1987-087_7269 | Snowboat hauling toboggans
Snowboat hauling toboggans
February 27th 1927, 20th century
14 x 8 cm
Gift of Mr. Lindsay Loutet
This artefact belongs to : © North Vancouver Museum and Archives
Keys to History
In the early days, local residents flocked to Grouse Mountain for various wintertime activities, which included skiing, tobogganing, skating, snowshoeing and renting dogsled teams to go for a ride. At this time, the mountain was in its infancy as a winter resort. By the mid-1930s, the mountain had its first rope tow, but, as this picture shows, limited skiing infrastructure meant other activities were just as popular. In 1951 Joan Greenwood, a writer for The Standard (probably a newspaper that began publishing out of Hope, BC, in the 1940s), summed up the peak's popular appeal: "Going up Grouse Mountain isn't just something to do. It's a way of life. Once you've tasted it... you'll never entirely forget it. Because there's something about being on top--whether you hike or ski or just stand and stare--that makes you and the mountain belong."

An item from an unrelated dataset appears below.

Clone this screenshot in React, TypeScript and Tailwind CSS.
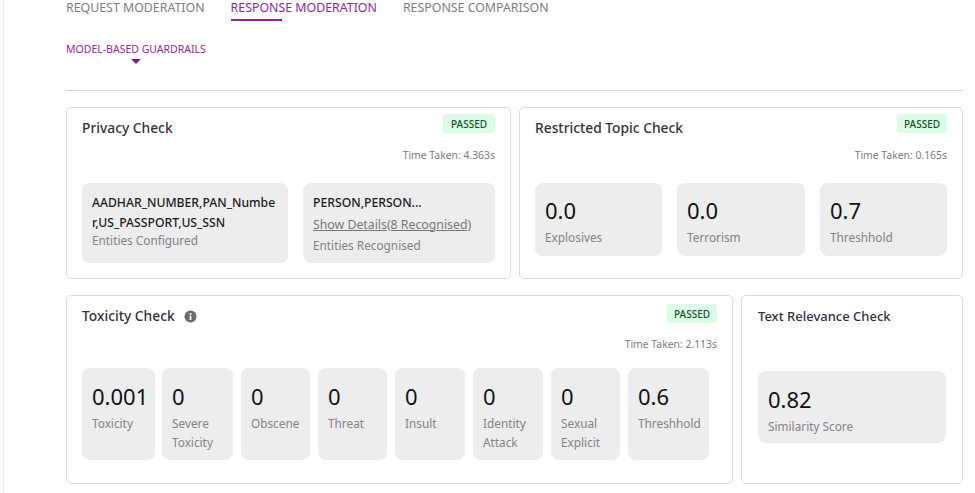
const PassedBadge = ({ shift, wide }: { shift?: boolean; wide?: boolean }) => (
  <span className={`rounded-[3px] bg-[#dcfce7] h-[19px] flex items-center justify-center text-[10px] font-medium text-[#14532d] leading-none ${wide ? 'w-[52px]' : 'w-[50px]'} ${shift ? 'mt-px' : '-mt-px'}`}>PASSED</span>
);

function Stat({ value, label, className }: { value: string; label: string; className: string }) {
  return (
    <div className={`rounded-lg bg-[#ededed] ${className}`}>
      <div className="text-[22px] leading-[30px] text-[#111]">{value}</div>
      <div className="mt-[3px] text-[11.8px] leading-[19px] text-[#85808a]">{label}</div>
    </div>
  );
}

function CheckHead({ title, time, info, wide }: { title: string; time: string; info?: boolean; wide?: boolean }) {
  return (
    <>
      <div className="flex justify-between">
        <div className="flex items-center h-[27px] gap-[9px] text-[13.8px] font-medium text-[#33313a]">
          {title}
          {info && (
            <svg width="13" height="13" viewBox="0 0 13 13" className="-mt-[1px]">
              <circle cx="6.5" cy="6.5" r="6" fill="#6b6b6f" />
              <rect x="5.6" y="5.6" width="1.8" height="4.4" fill="#fff" />
              <rect x="5.6" y="3" width="1.8" height="1.7" fill="#fff" />
            </svg>
          )}
        </div>
        <PassedBadge shift={info} wide={wide} />
      </div>
      <div className={`text-right text-[10.4px] leading-[14px] text-[#7a7a80] ${info ? 'mt-[7px]' : 'mt-[6px]'}`}>Time Taken: {time}</div>
    </>
  );
}

const toxicity = [
  { value: '0.001', label: 'Toxicity', w: 'w-[73px]' },
  { value: '0', label: 'Severe Toxicity', w: 'w-[71px]' },
  { value: '0', label: 'Obscene', w: 'w-[69px]' },
  { value: '0', label: 'Threat', w: 'w-[69px]' },
  { value: '0', label: 'Insult', w: 'w-[70px]' },
  { value: '0', label: 'Identity Attack', w: 'w-[70px]' },
  { value: '0', label: 'Sexual Explicit', w: 'w-[69px]' },
  { value: '0.6', label: 'Threshhold', w: 'w-[81px]' },
];

export default function App() {
  return (
    <div className="h-[493px] w-[975px] overflow-hidden bg-white font-['Noto_Sans',sans-serif]">
      <div className="h-full ml-[3px] border-l border-[#ececec] pl-[62px] pr-[12px]">
        {/* Tabs */}
        <div className="flex gap-[26px] pt-px text-[12.37px] leading-[14px] text-[#7c7c84]">
          <div>REQUEST MODERATION</div>
          <div className="text-[#93278f]">
            RESPONSE MODERATION
            <div className="mt-[4px] h-[2px] w-[51px] bg-[#93278f]" />
          </div>
          <div>RESPONSE COMPARISON</div>
        </div>

        {/* Sub tab */}
        <div className="mt-[21px] h-[48px] border-b border-[#d6d2e0] box-content">
          <div className="w-fit text-[10.5px] leading-[14px] text-[#93278f]">
            MODEL-BASED GUARDRAILS
            <div className="mx-auto mt-[3px] h-0 w-0 border-x-[5px] border-t-[5px] border-x-transparent border-t-[#7b1f86]" />
          </div>
        </div>

        {/* Top row */}
        <div className="mt-[16px] flex gap-2">
          <div className="h-[172px] w-[445px] rounded-[5px] border border-[#dcdcdc] px-[15px] pt-[7px]">
            <CheckHead title="Privacy Check" time="4.363s" wide />
            <div className="mt-[21px] flex gap-[15px]">
              <div className="h-[80px] w-[206px] rounded-lg bg-[#ededed] px-[10px] pt-[10px]">
                <div className="break-all text-[12.2px] font-medium leading-[19.5px] text-[#1c1c1c]">AADHAR_NUMBER,PAN_Number,US_PASSPORT,US_SSN</div>
                <div className="text-[11.8px] leading-[17px] text-[#85808a]">Entities Configured</div>
              </div>
              <div className="h-[80px] w-[192px] rounded-lg bg-[#ededed] px-[10px] pt-[10px]">
                <div className="text-[12.2px] font-medium leading-[19.5px] text-[#1c1c1c]">PERSON,PERSON...</div>
                <div className="mt-[2px] text-[12.3px] leading-[20px] text-[#777] underline">Show Details(8 Recognised)</div>
                <div className="text-[11.8px] leading-[20px] text-[#85808a]">Entities Recognised</div>
              </div>
            </div>
          </div>

          <div className="h-[172px] w-[444px] rounded-[5px] border border-[#dcdcdc] px-[15px] pt-[7px]">
            <CheckHead title="Restricted Topic Check" time="0.165s" />
            <div className="mt-[21px] flex gap-[15px]">
              <Stat value="0.0" label="Explosives" className="h-[73px] w-[127px] px-[10px] pt-[12px]" />
              <Stat value="0.0" label="Terrorism" className="h-[73px] w-[128px] px-[10px] pt-[12px]" />
              <Stat value="0.7" label="Threshhold" className="h-[73px] w-[127px] px-[10px] pt-[12px]" />
            </div>
          </div>
        </div>

        {/* Bottom row */}
        <div className="mt-[16px] flex gap-2">
          <div className="h-[189px] w-[667px] rounded-[5px] border border-[#dcdcdc] px-[15px] pt-[7px]">
            <CheckHead title="Toxicity Check" time="2.113s" info />
            <div className="mt-[17px] flex">
              {toxicity.map((t, i) => (
                <Stat key={t.label} value={t.value} label={t.label} className={`h-[92px] ${t.w} px-[10px] pt-[13px] ${i === 0 ? 'mr-[7px]' : 'mr-2'}`} />
              ))}
            </div>
          </div>

          <div className="h-[189px] w-[222px] rounded-[5px] border border-[#dcdcdc] px-[16px] pt-[7px]">
            <div className="flex h-[27px] items-center text-[13px] font-medium text-[#33313a]">Text Relevance Check</div>
            <div className="mt-[41px] h-[72px] rounded-lg bg-[#ededed] px-[10px] pt-[13px]">
              <div className="text-[22px] leading-[30px] text-[#111]">0.82</div>
              <div className="mt-[3px] text-[11.8px] leading-[19px] text-[#85808a]">Similarity Score</div>
            </div>
          </div>
        </div>
      </div>
    </div>
  );
}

This "snowboat" powered by a motor-driven winch pulled young-adult tobogganers up a slope on Grouse Mountain.
The snowboat was set up to transport tobogganers to the tops of the toboggan runs.
This photo was taken in 1927. Toboggans of that era, often almost 2 m long, were made of steam-bent hardwoods such as maple, with sculpted breastplates and side ropes.
Young people used the wooden toboggans hitched to the back of the snowboat to slide back down the hill.